Fees really matter. The goal of this post is to show the true cost of professional management for a $1 million portfolio.
I went through ADV disclosures for each of the top 100 RIA firms in the InvestmentNews database. I then excluded family offices with high minimums and firms with variable pricing not clearly broken out into tiers. Some of the firms include financial planning in their fee and most firms have discretion so clients might pay less than the public fee.
Here’s the data:
The median annual fee to manage $1 million is 1.0% per year. This is a bit above the 0.85% that Michael Kitces found:
An advisor’s true cost is more than just their management fee. You also need to know how much it costs to implement their strategy. This implementation cost is a combination of fund expense ratios, transaction costs, and taxes. For simplicity’s sake I’ll ignore transaction costs and taxes, since they are highly variable and even non-existent for passive buy and hold managers.
We do have concrete data on expense ratios. The blended average expense ratio of funds that advisors use is 0.50%.
When added to the management fee of 1.0%, the average advisor has an all-in cost of 1.5% per year.
A common rebuttal is that advisors are worth their fee since they add “advisor alpha.” I agree that competent advisors who provide behavioral coaching, low-cost fund selection, and increased tax-efficiency will provide higher returns than what a typical investor could achieve on their own. I just don’t think this is worth the 3% in value that’s typically quoted.
Fee Impact on Financial Goals
Percentage fees are an abstract concept for the average investor and it’s important to connect fees to real-world goals.
Imagine two hypothetical investors with $1,000,000:
- Both earn 7% gross per year.
- One investor pays an advisor an all-in 1.5% per year for management and implementation.
- The other investor pays an advisor a flat annual $3,500 management fee and 0.1% per year in implementation costs.
The second investor saved $892,000 over 30 years.
That could mean retiring a few years earlier or covering college for all of your grandchildren.
Financial product fees have been cut in half since 2000:
I expect the same thing will happen to the cost of financial advice. I started my RIA charging the typical 1.0% and recently switched to a flat fee to get ahead of what I think is an inevitable shift toward more competitively priced financial advice.
Fee Impact on Returns
Fees have been small relative to returns of the recent bull market. Going forward, they’ll likely consume a bigger slice of investor returns.
To estimate stock returns I took an average from Morningstar’s 2019 return estimates. Companies like Vanguard and Blackrock expect U.S. stocks to return 4% nominal over the next decade. They expect a higher 6% from international stocks. So 5% is a baseline estimate for what a globally diversified investor can realistically expect to earn. Bonds are easier to forecast since future returns are highly correlated to starting yields. The 10-year Treasury’s current yield of 1.6% is a good baseline for bonds.

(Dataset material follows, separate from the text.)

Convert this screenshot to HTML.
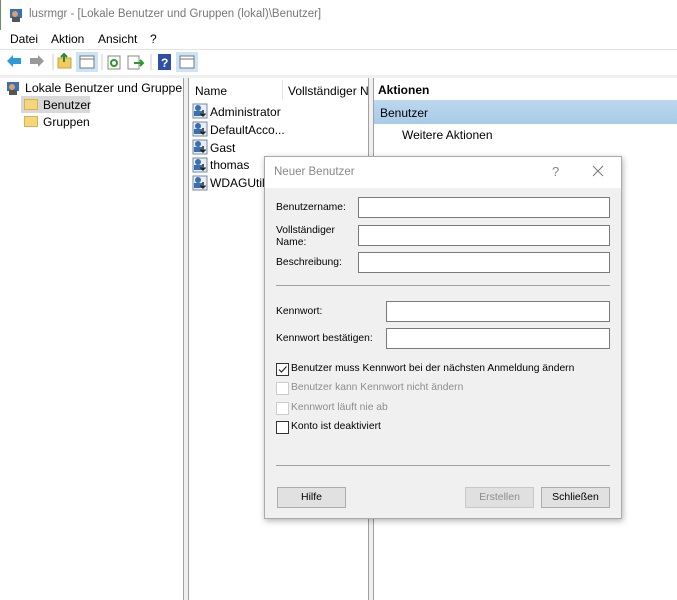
<!DOCTYPE html>
<html><head><meta charset="utf-8"><style>
*{margin:0;padding:0;box-sizing:border-box}
body{width:677px;height:600px;overflow:hidden;background:#fff;font-family:"Liberation Sans",sans-serif;font-size:12px;color:#000;position:relative}
.a{position:absolute}
.t{white-space:nowrap}
.fold{position:absolute;width:14px;height:11px;background:#f4d77c;border:1px solid #d9b24a}
.inp{position:absolute;height:21px;background:#fff;border:1px solid #7a7a7a}
.cb{position:absolute;width:13px;height:13px;border:1px solid #333;background:#fff}
.cbd{border-color:#ccc}
.btn{position:absolute;height:21px;border:1px solid #adadad;background:#e1e1e1;text-align:center;line-height:19px;font-size:10.5px}
.d{font-size:10.3px}
</style></head><body>
<div class="a" style="left:0;top:0;width:677px;height:30px;background:#fff;border-left:1px solid #6b8e6b"></div>
<svg class="a" style="left:8px;top:7px" width="18" height="16"><rect x="2" y="2" width="12" height="9" fill="#3a6fb0"/><circle cx="7" cy="7" r="3" fill="#d8a070"/><rect x="4" y="10" width="8" height="5" fill="#555"/></svg>
<div class="a t" style="left:29px;top:8px;font-size:11.5px;color:#777">lusrmgr - [Lokale Benutzer und Gruppen (lokal)\Benutzer]</div>
<div class="a t" style="left:10px;top:32px">Datei</div>
<div class="a t" style="left:51px;top:32px">Aktion</div>
<div class="a t" style="left:98px;top:32px">Ansicht</div>
<div class="a t" style="left:150px;top:32px">?</div>
<div class="a" style="left:0;top:49px;width:677px;height:1px;background:#e3e3e3"></div>
<svg class="a" style="left:4px;top:52px" width="200" height="20">
<path d="M3 9 L9 3 L9 6 L17 6 L17 12 L9 12 L9 15 Z" fill="#2a9bd8"/>
<path d="M40 9 L34 3 L34 6 L26 6 L26 12 L34 12 L34 15 Z" fill="#999"/>
<line x1="49" y1="2" x2="49" y2="18" stroke="#ccc"/>
<rect x="54" y="6" width="13" height="10" fill="#f0cc60" stroke="#c9a040"/><path d="M60 10 L60 2 M57 5 L60 2 L63 5" stroke="#2a8a2a" stroke-width="2" fill="none"/>
<rect x="72" y="0" width="22" height="20" fill="#cce4f7"/><rect x="76" y="4" width="14" height="12" fill="#fff" stroke="#777"/><line x1="76" y1="7" x2="90" y2="7" stroke="#777"/>
<line x1="98" y1="2" x2="98" y2="18" stroke="#ccc"/>
<rect x="104" y="4" width="12" height="13" fill="#fff" stroke="#888"/><circle cx="110" cy="11" r="3" fill="none" stroke="#2a9a2a" stroke-width="2"/>
<rect x="124" y="4" width="11" height="13" fill="#fff" stroke="#888"/><path d="M130 11 L139 11 M136 8 L139 11 L136 14" stroke="#2a9a2a" stroke-width="2" fill="none"/>
<line x1="147" y1="2" x2="147" y2="18" stroke="#ccc"/>
<rect x="154" y="2" width="13" height="16" fill="#2d4fa8"/><text x="157" y="15" fill="#fff" font-size="12" font-weight="bold" font-family="Liberation Sans">?</text>
<rect x="172" y="0" width="22" height="20" fill="#cce4f7"/><rect x="176" y="4" width="14" height="12" fill="#fff" stroke="#777"/><line x1="176" y1="7" x2="190" y2="7" stroke="#777"/>
</svg>
<div class="a" style="left:0;top:75px;width:677px;height:3px;background:#f0f0f0"></div>
<svg class="a" style="left:5px;top:80px" width="18" height="16"><rect x="2" y="2" width="12" height="9" fill="#3a6fb0"/><circle cx="7" cy="7" r="3" fill="#d8a070"/><rect x="4" y="10" width="8" height="5" fill="#555"/></svg>
<div class="a t" style="left:25px;top:81px;width:158px;overflow:hidden;font-size:12.3px">Lokale Benutzer und Gruppen (lokal)</div>
<div class="a" style="left:21px;top:96px;width:69px;height:17px;background:#d9d9d9"></div>
<div class="fold" style="left:24px;top:99px"></div>
<div class="a t" style="left:43px;top:98px">Benutzer</div>
<div class="fold" style="left:24px;top:116px"></div>
<div class="a t" style="left:43px;top:115px">Gruppen</div>
<div class="a" style="left:183px;top:78px;width:6px;height:522px;border-left:1px solid #a0a0a0;border-right:1px solid #a0a0a0;background:#f0f0f0"></div>
<div class="a t" style="left:195px;top:84px">Name</div>
<div class="a" style="left:282px;top:80px;width:1px;height:20px;background:#e5e5e5"></div>
<div class="a t" style="left:288px;top:84px;width:80px;overflow:hidden">Vollständiger Name</div>
<div class="a" style="left:368px;top:78px;width:6px;height:522px;border-left:1px solid #a0a0a0;border-right:1px solid #a0a0a0;background:#f0f0f0"></div>
<svg class="a" style="left:192px;top:103px" width="17" height="90">
<g id="u"><rect x="1" y="1" width="14" height="14" fill="#e8eef6" stroke="#7a8aa0"/><circle cx="6" cy="5" r="3" fill="#3a6fb0"/><rect x="2" y="8" width="8" height="5" fill="#3a6fb0"/><path d="M11 7 L11 13 M8.5 10.5 L11 13 L13.5 10.5" stroke="#222" stroke-width="1.5" fill="none"/></g>
<use href="#u" y="18"/><use href="#u" y="36"/><use href="#u" y="54"/><use href="#u" y="72"/>
</svg>
<div class="a t" style="left:210px;top:105px">Administrator</div>
<div class="a t" style="left:210px;top:123px">DefaultAcco...</div>
<div class="a t" style="left:210px;top:141px">Gast</div>
<div class="a t" style="left:210px;top:158px">thomas</div>
<div class="a t" style="left:210px;top:176px">WDAGUtilityAccount</div>
<div class="a t" style="left:378px;top:83px;font-weight:bold">Aktionen</div>
<div class="a" style="left:374px;top:100px;width:303px;height:24px;background:linear-gradient(#bcd7ee,#a9cbe8)"></div>
<div class="a t" style="left:380px;top:106px">Benutzer</div>
<div class="a t" style="left:402px;top:128px">Weitere Aktionen</div>
<div class="a" style="left:264px;top:156px;width:358px;height:363px;border:1px solid #aaa;background:#f0f0f0;box-shadow:1px 2px 6px rgba(0,0,0,.3)"></div>
<div class="a" style="left:265px;top:157px;width:356px;height:31px;background:#fff"></div>
<div class="a t" style="left:274px;top:166px;color:#888;font-size:11.5px">Neuer Benutzer</div>
<div class="a t" style="left:552px;top:164px;color:#888;font-size:13px">?</div>
<svg class="a" style="left:592px;top:165px" width="12" height="12"><path d="M1 1 L11 11 M11 1 L1 11" stroke="#777" stroke-width="1"/></svg>
<div class="a t d" style="left:276px;top:202px">Benutzername:</div>
<div class="inp" style="left:358px;top:197px;width:252px"></div>
<div class="a d" style="left:276px;top:225px;line-height:12px">Vollständiger<br>Name:</div>
<div class="inp" style="left:358px;top:225px;width:252px"></div>
<div class="a t d" style="left:276px;top:257px">Beschreibung:</div>
<div class="inp" style="left:358px;top:252px;width:252px"></div>
<div class="a" style="left:276px;top:285px;width:334px;height:1px;background:#a0a0a0"></div>
<div class="a t d" style="left:276px;top:306px">Kennwort:</div>
<div class="inp" style="left:386px;top:301px;width:224px"></div>
<div class="a t d" style="left:276px;top:333px">Kennwort bestätigen:</div>
<div class="inp" style="left:386px;top:328px;width:224px"></div>
<div class="cb" style="left:276px;top:363px"></div>
<svg class="a" style="left:277px;top:364px" width="11" height="11"><path d="M2 5.5 L4.5 8 L9.5 2.5" stroke="#222" stroke-width="1.2" fill="none"/></svg>
<div class="a t d" style="left:291px;top:363px">Benutzer muss Kennwort bei der nächsten Anmeldung ändern</div>
<div class="cb cbd" style="left:276px;top:382px"></div>
<div class="a t d" style="left:291px;top:382px;color:#8d8d8d">Benutzer kann Kennwort nicht ändern</div>
<div class="cb cbd" style="left:276px;top:402px"></div>
<div class="a t d" style="left:291px;top:402px;color:#8d8d8d">Kennwort läuft nie ab</div>
<div class="cb" style="left:276px;top:421px"></div>
<div class="a t d" style="left:291px;top:421px">Konto ist deaktiviert</div>
<div class="a" style="left:276px;top:465px;width:334px;height:1px;background:#a0a0a0"></div>
<div class="btn" style="left:277px;top:487px;width:69px">Hilfe</div>
<div class="btn" style="left:465px;top:487px;width:69px;color:#8d8d8d;border-color:#c8c8c8;background:#e0e0e0">Erstellen</div>
<div class="btn" style="left:541px;top:487px;width:69px">Schließen</div>
</body></html>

An example 60/40 portfolio can be expected to earn 3% from the stock allocation (5% * 0.6) and 0.64% (1.6% * 0.4) from the bond allocation, or 3.64% for the total portfolio. After paying the average management and implementation fee of 1.5% you’re left with 2.14%. The 1.5% fee represents 40% of gross returns. You’re left with 0.14% per year if annual inflation averages 2%.
I genuinely hope stocks and bonds deliver higher returns than this. But hope isn’t a strategy and high fees raise the probability that a portfolio’s inflation-adjusted value will tread water over the next decade.
- The average advisor fee to manage a $1 million portfolio is 1.0% per year.
- The true cost of an advisor also factors in their implementation cost. This is typically around 0.5%.
- All-in fees north of 1.5% will likely be a substantial drag on portfolio performance over the next decade.